Os políticos aproveitaram a oportunidade para “cavalgar a onda” e estreitaram rapidamente laços de interesses venais com os homens-de-negócios, cada qual ao seu nível: governamental, com administradores bancários e grandes empresários; regional ou local, com gerentes de agências e as “forças vivas” da terra. Foi óptimo encher-se o país de auto-estradas e nelas rolarem potentes automóveis e motos a 180 à hora! Dá gosto ver as piscinas e pavilhões modernos nos mais pequenos municípios de província! Mas as contas dessas obras estão agora por pagar. E, tirando algum incómodo provocado pelas campanhas investigatórias da imprensa livre (mas nem sempre isenta) e uns raros casos-de-justiça, nenhuma sanção parece recair sobre quem, ao longo do tempo, foi tomando decisões que agora provocam pesados custos e sacrifícios aos contribuintes e à maioria da população. Por tais decisões, “ces gens là” – a que Wright Mills hoje chamaria provavelmente “complexo político-negocial” e que outros mais canónicos prefeririam designar por classe dirigente (que deve ter correspondência aproximada com os cem mil detentores dos mais elevados rendimentos, num país de dez milhões como Portugal) –, essa gente, dizíamos, deveria agora ser “chamada à pedra” para pagar pelas suas responsabilidades no festim.

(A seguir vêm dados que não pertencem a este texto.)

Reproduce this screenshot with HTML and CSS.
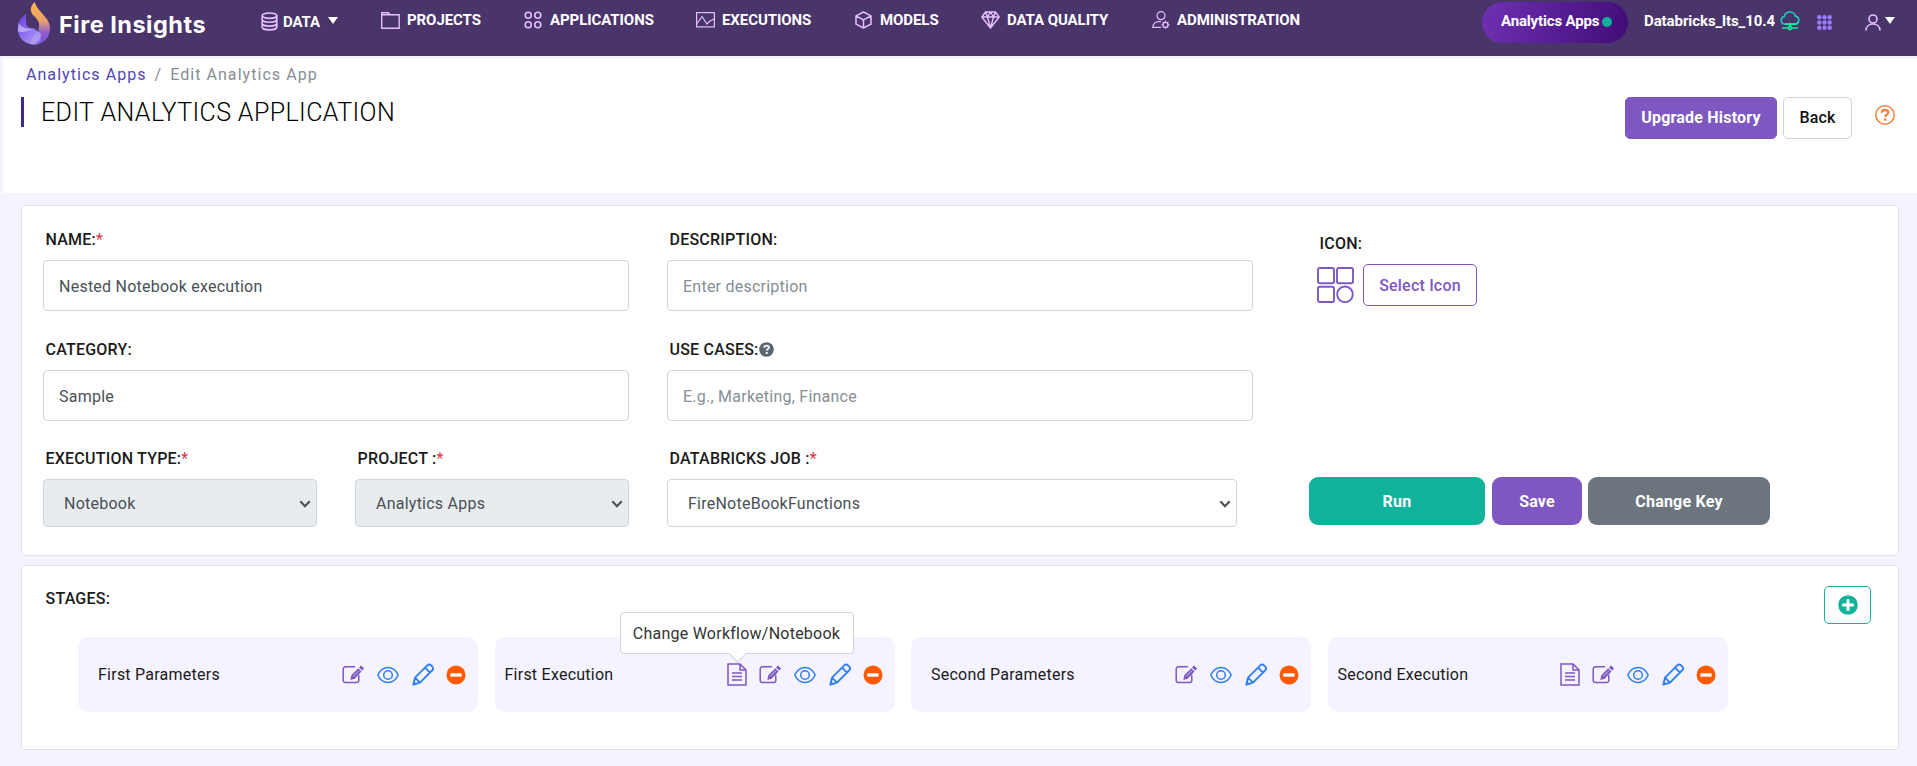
FILE: index.html
```
<!DOCTYPE html>
<html lang="en">
<head>
<meta charset="utf-8">
<title>Fire Insights - Edit Analytics App</title>
<link rel="stylesheet" href="styles.css">
</head>
<body>
<svg class="defs" width="0" height="0" aria-hidden="true">
  <symbol id="i-doc" viewBox="0 0 20 23"><path d="M1 1h12l6 6v15H1zM13 1v6h6M5 10h10M5 13.500h10M5 17h10" fill="none" stroke="#7e57c2" stroke-width="1.500"/></symbol>
  <symbol id="i-edit" viewBox="0 0 22 19"><path d="M12.500 1.800H3.500A2.300 2.300 0 0 0 1.200 4.100v11.100a2.300 2.300 0 0 0 2.300 2.300h11a2.300 2.300 0 0 0 2.300-2.300V10.500" fill="none" stroke="#7e57c2" stroke-width="1.500" stroke-linecap="round"/><path d="M8.300 15l1-4.700L16.300 3.200l3.200 3.200L12.700 13.700zM17.100 2.400l1.300-1.300a.9.900 0 0 1 1.200 0l1.900 1.900a.9.900 0 0 1 0 1.200l-1.200 1.300z" fill="#7e57c2"/><path d="M11.300 11.300l5.700-5.700" stroke="#f5f3ff" stroke-width=".7"/></symbol>
  <symbol id="i-eye" viewBox="0 0 22 18"><path d="M.8 9C3 4.200 6.600 1.500 11 1.500S19 4.200 21.200 9C19 13.800 15.400 16.500 11 16.500S3 13.800.8 9z" fill="none" stroke="#2f80ed" stroke-width="1.500"/><circle cx="11" cy="9" r="4.300" fill="none" stroke="#2f80ed" stroke-width="1.500"/></symbol>
  <symbol id="i-pencil" viewBox="0 0 22 23"><path d="M1.300 21.700l1.700-7L15.300 2.300a2.600 2.600 0 0 1 3.700 0l1.300 1.300a2.600 2.600 0 0 1 0 3.700L8 19.700zM3 14.700l5 5M13 4.700l5 5" fill="none" stroke="#2f80ed" stroke-width="1.900" stroke-linejoin="round"/><path d="M1 22.200l1-4 3 3z" fill="#2f80ed"/></symbol>
  <symbol id="i-minus" viewBox="0 0 20 20"><circle cx="10" cy="10" r="9.500" fill="#ff5a00"/><rect x="4.300" y="8.300" width="11.400" height="3.400" rx=".6" fill="#f5f3ff"/></symbol>
  <symbol id="i-chev" viewBox="0 0 12 8"><path d="M1.300 1.300L6 6.300l4.700-5" fill="none" stroke="currentColor" stroke-width="2"/></symbol>
</svg>

<header class="topbar">
  <div class="brand">
    <svg width="34" height="43" viewBox="0 0 34 43">
      <defs>
        <linearGradient id="flame" x1="0" y1="0" x2="0" y2="1"><stop offset="0" stop-color="#ffb648"/><stop offset=".45" stop-color="#e8a06e"/><stop offset=".72" stop-color="#8d5ccf"/><stop offset="1" stop-color="#7a4fe0"/></linearGradient>
        <linearGradient id="swirl" x1="0" y1="0" x2="1" y2="1"><stop offset="0" stop-color="#6a3be0"/><stop offset=".5" stop-color="#9277ee"/><stop offset="1" stop-color="#b9a8f6"/></linearGradient>
      </defs>
      <path d="M9 12C4 15 .8 20 .8 27 .8 36 8 42.500 17 42.500c6 0 10-3 12-7l-12-9c-5 0-8-2-8-5.500z" fill="url(#swirl)"/>
      <path d="M1.500 21c3 4.500 8 7 15.500 5.500-6 3-12 4-16 3z" fill="#cfc4fa" opacity=".7"/>
      <path d="M17.500 0c2 5.500 5 8.500 9 13 4 4.500 6.500 8 6.500 14 0 8.500-7 15.500-16 15.500 7-5 8-10.500 4.500-16C24 21 20 17 16 13c-3.500-4-2.500-9 1.500-13z" fill="url(#flame)"/>
      <path d="M22 27c-1.500 5-8 7-9.500 14.500 2 1 5 1.200 7.500.8 5.500-4 5.500-9.500 2-15.300z" fill="#b7a3f5" opacity=".45"/>
    </svg>
    <span class="brand-name">Fire Insights</span>
  </div>
  <nav class="menu">
    <a class="item data"><svg width="17" height="19" viewBox="0 0 17 19" fill="none" stroke="#e6bfff" stroke-width="1.600"><ellipse cx="8.500" cy="3.700" rx="7.300" ry="2.700"/><path d="M1.200 3.700v11.500c0 1.500 3.200 2.700 7.300 2.700s7.300-1.200 7.300-2.700V3.700M1.200 7.500c0 1.500 3.200 2.700 7.300 2.700s7.300-1.200 7.300-2.700M1.200 11.400c0 1.500 3.200 2.700 7.300 2.700s7.300-1.200 7.300-2.700"/></svg><span>DATA</span><i class="caret"></i></a>
    <a class="item projects"><svg width="19" height="17" viewBox="0 0 19 17"><path d="M.7 16.200V.8h6.600l1.700 2h9.200v13.400zM.7 2.800h8" fill="none" stroke="#e6bfff" stroke-width="1.400"/></svg><span>PROJECTS</span></a>
    <a class="item applications"><svg width="18" height="18" viewBox="0 0 18 18" fill="none" stroke="#e6bfff" stroke-width="1.600"><circle cx="4.200" cy="4.200" r="3"/><circle cx="13.800" cy="4.200" r="3"/><circle cx="4.200" cy="13.800" r="3"/><circle cx="13.800" cy="13.800" r="3"/></svg><span>APPLICATIONS</span></a>
    <a class="item executions"><svg width="19" height="16" viewBox="0 0 19 16" fill="none" stroke="#e6bfff" stroke-width="1.200"><rect x=".6" y=".6" width="17.800" height="14.300"/><path d="M1 11.500l5-7 5 7.500 3-3 4 -2"/></svg><span>EXECUTIONS</span></a>
    <a class="item models"><svg width="17" height="18" viewBox="0 0 17 18" fill="none" stroke="#e6bfff" stroke-width="1.500" stroke-linejoin="round"><path d="M8.500 1l7.500 3.800v8.400L8.500 17 1 13.200V4.800zM1 4.800l7.500 4 7.500-4M8.500 8.800V17"/></svg><span>MODELS</span></a>
    <a class="item quality"><svg width="19" height="18" viewBox="0 0 19 18" fill="none" stroke="#e6bfff" stroke-width="1.400" stroke-linejoin="round"><path d="M4.500 1h10l3.700 5-8.700 11L.8 6zM.8 6h17.400M4.500 1l2 5 3 11 3-11 2-5M6.500 6l3-5 3 5"/></svg><span>DATA QUALITY</span></a>
    <a class="item admin"><svg width="18" height="18" viewBox="0 0 18 18" fill="none" stroke="#e6bfff" stroke-width="1.200"><circle cx="9" cy="4.700" r="4"/><path d="M9 16.400H.8c0-3.700 2.600-5.800 6.200-5.800h2"/><circle cx="13.500" cy="13.800" r="2.500"/><path d="M13.500 9.800v1.500M13.500 16.300v1.500M9.500 13.800H11M16 13.800h1.500M10.700 11l1 1M15.300 15.600l1 1M10.700 16.600l1-1M15.300 12l1-1"/></svg><span>ADMINISTRATION</span></a>
  </nav>
  <div class="tools">
    <span class="pill">Analytics Apps<i class="dot"></i></span>
    <span class="cluster">Databricks_lts_10.4</span>
    <svg class="cloud" width="20" height="20" viewBox="0 0 20 20" fill="none" stroke-width="1.700"><path d="M5 13.200a4 4 0 0 1-.6-7.900 5.700 5.700 0 0 1 11-.2 4.100 4.100 0 0 1-.4 8.100z" stroke="#22c7c0"/><path d="M5 13.200h10a4 4 0 0 0 3.500-2M10 13.200V16M2 17h6M12 17h6" stroke="#0df09a"/><circle cx="10" cy="17" r="1.600" stroke="#0df09a"/></svg>
    <svg class="apps" width="15" height="15" viewBox="0 0 15 15" fill="#9b7bff"><circle cx="2.300" cy="2.300" r="2.200"/><circle cx="7.500" cy="2.300" r="2.200"/><circle cx="12.700" cy="2.300" r="2.200"/><circle cx="2.300" cy="7.500" r="2.200"/><circle cx="7.500" cy="7.500" r="2.200"/><circle cx="12.700" cy="7.500" r="2.200"/><circle cx="2.300" cy="12.700" r="2.200"/><circle cx="7.500" cy="12.700" r="2.200"/><circle cx="12.700" cy="12.700" r="2.200"/></svg>
    <svg class="user" width="16" height="17" viewBox="0 0 16 17" fill="none" stroke="#e6bfff" stroke-width="1.600"><circle cx="8" cy="5" r="4"/><path d="M1 16.500c0-4 3-6.500 7-6.500s7 2.500 7 6.500"/></svg>
    <i class="caret"></i>
  </div>
</header>

<section class="page-head">
  <div class="head-left">
    <div class="crumbs"><a>Analytics Apps</a><i>/</i><span>Edit Analytics App</span></div>
    <h1>EDIT ANALYTICS APPLICATION</h1>
  </div>
  <div class="head-right">
    <button class="btn solid">Upgrade History</button>
    <button class="btn plain">Back</button>
    <svg class="help" width="20" height="20" viewBox="0 0 20 20" fill="none" stroke="#f5803e"><circle cx="10" cy="10" r="9.200" stroke-width="1.500"/><path d="M6.800 7.800c0-1.800 1.400-2.800 3.200-2.800s3.200 1 3.200 2.600c0 2-3 2.100-3 4.300" stroke-width="2.300"/><path d="M10.200 13.400v2.300" stroke-width="2.500"/></svg>
  </div>
</section>

<main>
  <section class="card form">
    <div class="field name"><label>NAME:<b>*</b></label><div class="input">Nested Notebook execution</div></div>
    <div class="field desc"><label>DESCRIPTION:</label><div class="input ph">Enter description</div></div>
    <div class="field icon"><label>ICON:</label>
      <div class="icon-row"><svg width="37" height="36" viewBox="0 0 37 36" fill="none" stroke="#7e57c2" stroke-width="1.900"><rect x="1" y="1" width="16" height="15.300" rx="1.800"/><rect x="20" y="1" width="16" height="15.300" rx="1.800"/><rect x="1" y="19.700" width="16" height="15.300" rx="1.800"/><circle cx="28" cy="27.300" r="7.800"/></svg><button class="btn outline">Select Icon</button></div>
    </div>
    <div class="field cat"><label>CATEGORY:</label><div class="input">Sample</div></div>
    <div class="field cases"><label>USE CASES:<svg width="15" height="15" viewBox="0 0 15 15"><circle cx="7.500" cy="7.500" r="7.300" fill="#5a6570"/><path d="M5.200 5.800c0-1.500 1-2.200 2.300-2.200 1.400 0 2.400.7 2.400 1.900 0 1.500-2.200 1.600-2.200 3.200M7.700 10v1.900" fill="none" stroke="#fff" stroke-width="1.800"/></svg></label><div class="input ph">E.g., Marketing, Finance</div></div>
    <div class="field type"><label>EXECUTION TYPE:<b>*</b></label><div class="select off"><span>Notebook</span><svg width="12" height="8"><use href="#i-chev"/></svg></div></div>
    <div class="field proj"><label>PROJECT :<b>*</b></label><div class="select off"><span>Analytics Apps</span><svg width="12" height="8"><use href="#i-chev"/></svg></div></div>
    <div class="field job"><label>DATABRICKS JOB :<b>*</b></label><div class="select"><span>FireNoteBookFunctions</span><svg width="12" height="8"><use href="#i-chev"/></svg></div></div>
    <div class="actions"><button class="act run">Run</button><button class="act save">Save</button><button class="act key">Change Key</button></div>
  </section>

  <section class="card stages">
    <div class="stages-head"><label>STAGES:</label>
      <button class="add"><svg width="20" height="20" viewBox="0 0 20 20"><circle cx="10" cy="10" r="9.800" fill="#10b29b"/><path d="M10 4.200v11.600M4.200 10h11.600" stroke="#fff" stroke-width="3"/></svg></button></div>
    <div class="stage-list">
      <div class="stage wide"><span>First Parameters</span><div class="ops"><svg class="e"><use href="#i-edit"/></svg><svg class="v"><use href="#i-eye"/></svg><svg class="p"><use href="#i-pencil"/></svg><svg class="m"><use href="#i-minus"/></svg></div></div>
      <div class="stage"><span>First Execution</span><div class="ops"><div class="tip-host"><svg class="d"><use href="#i-doc"/></svg><div class="tip">Change Workflow/Notebook</div></div><svg class="e"><use href="#i-edit"/></svg><svg class="v"><use href="#i-eye"/></svg><svg class="p"><use href="#i-pencil"/></svg><svg class="m"><use href="#i-minus"/></svg></div></div>
      <div class="stage wide"><span>Second Parameters</span><div class="ops"><svg class="e"><use href="#i-edit"/></svg><svg class="v"><use href="#i-eye"/></svg><svg class="p"><use href="#i-pencil"/></svg><svg class="m"><use href="#i-minus"/></svg></div></div>
      <div class="stage"><span>Second Execution</span><div class="ops"><svg class="d"><use href="#i-doc"/></svg><svg class="e"><use href="#i-edit"/></svg><svg class="v"><use href="#i-eye"/></svg><svg class="p"><use href="#i-pencil"/></svg><svg class="m"><use href="#i-minus"/></svg></div></div>
    </div>
  </section>
</main>
</body>
</html>
```
FILE: styles.css
```
* { box-sizing: border-box; }
body { margin: 0; height: 766px; overflow: hidden; background: #f5f3ff; color: #212529; font: 16px/24px Roboto, sans-serif; }
svg { display: block; flex: none; }
.defs { position: absolute; }
button { font: inherit; padding: 0; cursor: pointer; }

.topbar { display: flex; height: 56px; background: #4a356b; color: #fff; font-weight: 700; font-size: 15px; letter-spacing: -.08px; }
.brand { display: flex; width: 261px; padding: 2px 0 0 17px; gap: 8px; }
.brand-name { font: 700 23.500px/45px Inter, sans-serif; letter-spacing: .5px; white-space: nowrap; }
.menu { display: flex; width: 1221px; }
.item { display: flex; height: 40px; align-items: center; white-space: nowrap; }
.item.data { width: 120px; height: 43px; gap: 5px; }
.item.projects { width: 143px; gap: 7px; }
.item.applications { width: 172px; gap: 8px; }
.item.executions { width: 159px; gap: 7px; }
.item.models { width: 126px; gap: 8px; }
.item.quality { width: 171px; gap: 7px; }
.item.admin { gap: 7px; }
.caret { width: 0; height: 0; border: 5px solid transparent; border-top: 7px solid #fff; border-bottom: 0; }
.data .caret { margin: -3px 0 0 3px; }
.tools { display: flex; height: 41px; margin-top: 2px; align-items: center; white-space: nowrap; font-weight: 700; letter-spacing: -.08px; }
.pill { display: flex; align-items: center; width: 146px; height: 41px; padding: 0 0 3px 19px; gap: 3px; border-radius: 21px; background: linear-gradient(100deg, #6f30b1, #410d78); letter-spacing: -.16px; }
.dot { width: 10px; height: 10px; margin-top: 2px; border-radius: 50%; background: #10b29b; }
.cluster { width: 136px; margin: -3px 0 0 16px; }
.cloud { margin-top: -3px; }
.apps { margin-left: 17px; }
.user { margin: 0 4px 0 33px; }
.tools .caret { margin-top: -5px; }

.page-head { display: flex; justify-content: space-between; height: 134px; margin: 3px 0 0 3px; background: #fff; }
.head-left { padding: 4px 0 0 18px; }
.crumbs { display: flex; padding-left: 5px; gap: 8px; letter-spacing: 1.050px; color: #868e96; }
.crumbs a { color: #5145b5; }
.crumbs i { font-style: normal; }
h1 { height: 30px; margin: 10px 0 0; padding-left: 17px; border-left: 3px solid #3f2a8c; font-size: 25px; font-weight: 300; line-height: 32px; letter-spacing: .4px; color: #000; white-space: nowrap; }
.head-right { display: flex; align-items: flex-start; padding: 38px 22px 0 0; }
.btn { height: 42px; border: 1px solid; border-radius: 5px; font-size: 16px; font-weight: 500; letter-spacing: .2px; background: #fff; white-space: nowrap; }
.btn.solid { width: 152px; border-color: #7e57c2; background: #7e57c2; color: #fff; font-weight: 700; }
.btn.plain { width: 69px; margin-left: 6px; border-color: #ced4da; color: #111; }
.btn.outline { width: 114px; padding-top: 2px; border-color: #7e57c2; color: #7e57c2; }
.help { margin: 8px 0 0 23px; }

main { display: flex; flex-direction: column; gap: 9px; padding: 12px 18px 0 21px; }
.card { border: 1px solid #dee2e6; border-radius: 4px; background: #fff; }
.form { display: grid; height: 351px; padding: 21px 0 0 21px; grid-template: 110px 109px 1fr / 274px 38px 274px 38px 586px 50px 1fr; }
.field label, .stages label { display: flex; height: 24px; padding-left: 2.500px; color: #1a1a1a; font-weight: 500; letter-spacing: .22px; white-space: nowrap; }
.field label { padding-top: 1px; margin-bottom: 9px; }
.field label b { color: #dc3545; font-weight: 400; }
.field label svg { margin-top: 4px; }
.name, .cat { grid-column: 1 / 4; }
.desc, .cases { grid-column: 5; }
.icon { grid-column: 7; padding: 4px 0 0 14px; }
.icon-row { display: flex; gap: 9px; align-items: center; }
.field.cat, .field.type { grid-column-start: 1; }
.type { grid-row: 3; }
.proj { grid-column: 3; grid-row: 3; }
.job { grid-column: 5; grid-row: 3; }
.input { height: 51px; padding: 0 15px; border: 1px solid #ced4da; border-radius: 4px; line-height: 52px; letter-spacing: .24px; color: #495057; }
.input.ph { color: #868e96; }
.select { display: flex; height: 48px; padding: 1px 5px 0 20px; border: 1px solid #ced4da; border-radius: 4px; align-items: center; justify-content: space-between; letter-spacing: .24px; color: #495057; }
.select span { padding-top: 1px; }
.job .select { width: 570px; }
.select.off { background: #e9ecef; }
.actions { grid-column: 7; grid-row: 3; display: flex; padding: 31px 0 0 6px; }
.act { height: 48px; padding-top: 2px; border: 0; border-radius: 9px; color: #fff; font-weight: 700; letter-spacing: .2px; }
.run { width: 176px; background: #10b29b; }
.save { width: 90px; margin: 0 6px 0 7px; background: #7e57c2; }
.key { width: 182px; background: #6c757d; }

.stages { height: 185px; padding: 20px 27px 0 21px; }
.stages-head { display: flex; justify-content: space-between; height: 51px; }
.stages-head label { margin-top: 1px; }
.add { display: flex; width: 47px; height: 38px; align-items: center; justify-content: center; border: 1px solid #10b29b; border-radius: 5px; background: #fff; }
.stage-list { display: grid; grid-template-columns: repeat(4, 400px); gap: 16.500px; padding-left: 35px; }
.stage { display: flex; height: 75px; padding: 0 12px 0 10px; align-items: center; justify-content: space-between; border-radius: 10px; background: #f5f3ff; letter-spacing: .24px; color: #1a1a1a; }
.stage.wide { padding-left: 20px; }
.ops { display: flex; align-items: center; }
.d { width: 20px; height: 23px; margin-right: 12px; }
.e { width: 22px; height: 19px; margin-right: 13px; }
.v { width: 22px; height: 18px; margin-right: 13px; }
.p { width: 22px; height: 23px; margin-right: 12px; }
.m { width: 20px; height: 20px; }
.tip-host { position: relative; }
.tip { position: absolute; left: -107px; bottom: 32px; width: 234px; height: 42px; border: 1px solid #ced4da; border-radius: 4px; background: #fff; color: #333; line-height: 41px; text-align: center; white-space: nowrap; }
.tip::after { content: ""; position: absolute; left: 110px; bottom: -7px; width: 12px; height: 12px; border: solid #ced4da; border-width: 0 1px 1px 0; background: #fff; transform: rotate(45deg); }
```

Sabe-se, naturalmente, que também existe a “finança internacional” – que porém (não o esqueçamos), há de incluir parte do aforro dos portugueses, em busca de melhor remuneração – e que estados economicamente poderosos impõem sempre as suas condições aos mais fracos. Mais uma razão para o povo português exigir dos seus representantes, em doses elevadas, competência, inteligência e probidade. E não vale a desculpa de que apenas são “o espelho da nação”. Afinal, não são eles os nossos eleitos, isto é, supostamente, os melhores?
Os políticos vão agora de férias. Mais valia que por lá ficassem… (desde que a política começasse a ser feita, um bocadinho, por todos nós).